**REQUEST**
From the listing below, extract every line containing "React".

**DATA SECTION**
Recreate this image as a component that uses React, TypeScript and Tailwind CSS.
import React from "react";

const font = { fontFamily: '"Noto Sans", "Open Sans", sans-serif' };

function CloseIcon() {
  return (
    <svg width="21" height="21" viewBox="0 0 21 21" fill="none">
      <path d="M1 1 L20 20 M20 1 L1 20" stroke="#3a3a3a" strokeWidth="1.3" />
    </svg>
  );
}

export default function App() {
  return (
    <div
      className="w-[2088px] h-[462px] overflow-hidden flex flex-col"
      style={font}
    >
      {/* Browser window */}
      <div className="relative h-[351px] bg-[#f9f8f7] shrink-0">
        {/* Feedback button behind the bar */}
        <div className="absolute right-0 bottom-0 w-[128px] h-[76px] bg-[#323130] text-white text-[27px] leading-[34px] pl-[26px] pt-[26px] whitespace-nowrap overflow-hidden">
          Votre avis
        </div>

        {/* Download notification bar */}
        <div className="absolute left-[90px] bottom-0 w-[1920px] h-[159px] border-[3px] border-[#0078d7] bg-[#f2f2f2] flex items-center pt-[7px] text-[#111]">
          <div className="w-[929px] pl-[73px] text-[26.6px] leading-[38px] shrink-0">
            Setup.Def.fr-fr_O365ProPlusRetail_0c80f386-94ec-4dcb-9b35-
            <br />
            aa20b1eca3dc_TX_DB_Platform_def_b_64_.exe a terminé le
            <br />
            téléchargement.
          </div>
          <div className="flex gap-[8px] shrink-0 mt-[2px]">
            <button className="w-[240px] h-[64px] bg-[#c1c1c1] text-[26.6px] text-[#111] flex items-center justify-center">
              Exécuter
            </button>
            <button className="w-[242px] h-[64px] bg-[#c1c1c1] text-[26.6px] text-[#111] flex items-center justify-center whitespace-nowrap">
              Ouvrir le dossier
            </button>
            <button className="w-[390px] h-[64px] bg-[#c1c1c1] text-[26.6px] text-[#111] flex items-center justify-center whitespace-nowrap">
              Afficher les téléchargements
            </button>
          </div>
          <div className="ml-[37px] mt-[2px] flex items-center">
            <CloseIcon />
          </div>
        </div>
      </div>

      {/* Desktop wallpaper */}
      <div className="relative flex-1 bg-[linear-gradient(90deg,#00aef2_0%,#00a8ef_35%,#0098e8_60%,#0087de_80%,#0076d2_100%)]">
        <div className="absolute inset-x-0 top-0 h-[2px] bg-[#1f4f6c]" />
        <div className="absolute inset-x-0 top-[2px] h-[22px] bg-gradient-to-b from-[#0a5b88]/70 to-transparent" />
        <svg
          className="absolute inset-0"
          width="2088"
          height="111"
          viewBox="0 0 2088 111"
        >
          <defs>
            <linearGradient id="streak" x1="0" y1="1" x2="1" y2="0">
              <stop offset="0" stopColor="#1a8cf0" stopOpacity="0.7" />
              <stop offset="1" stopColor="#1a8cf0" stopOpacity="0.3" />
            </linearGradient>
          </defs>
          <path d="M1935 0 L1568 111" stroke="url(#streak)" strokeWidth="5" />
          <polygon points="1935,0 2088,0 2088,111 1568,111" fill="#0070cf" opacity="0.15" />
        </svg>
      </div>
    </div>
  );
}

**THE COMPLETED TASK**
Recreate this image as a component that uses React, TypeScript and Tailwind CSS.
import React from "react";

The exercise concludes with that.